A second component would be prohibiting vote dilution, essentially diluting the voting power of racial minorities. We in some ways have a statute that already does this, the Voting Rights Act, but that’s again back to the importance of court expansion. The Roberts court blew part of it up, and it has whittled down the other [part] by refusing to interpret it according to its terms. And so I think that those two provisions, in a world with courts that were actually willing to allow Congress to facilitate multiracial democracy, those would go at least some of the way toward reinvigorating both state legislatures as well as the House of Representatives.

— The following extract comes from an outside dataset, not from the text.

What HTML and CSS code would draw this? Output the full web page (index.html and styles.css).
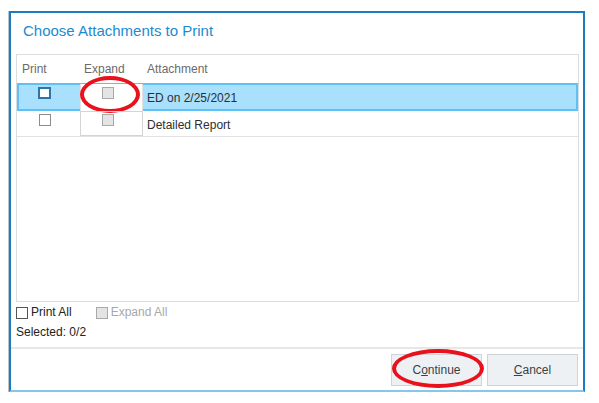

There are some things you could do, like creating the opportunity for D.C. statehood, Puerto Rico statehood, that would address some of the Senate malapportionment. But there are others as well: addressing the filibuster in ways that allow only groups of senators who represent a majority or a supermajority of the country to filibuster legislation. That’s another way of kind of addressing senate malapportionment. So those are some possibilities, all of which I think would take important steps in allowing us to put more trust in institutions that would be empowered in the world and where the court would be disempowered.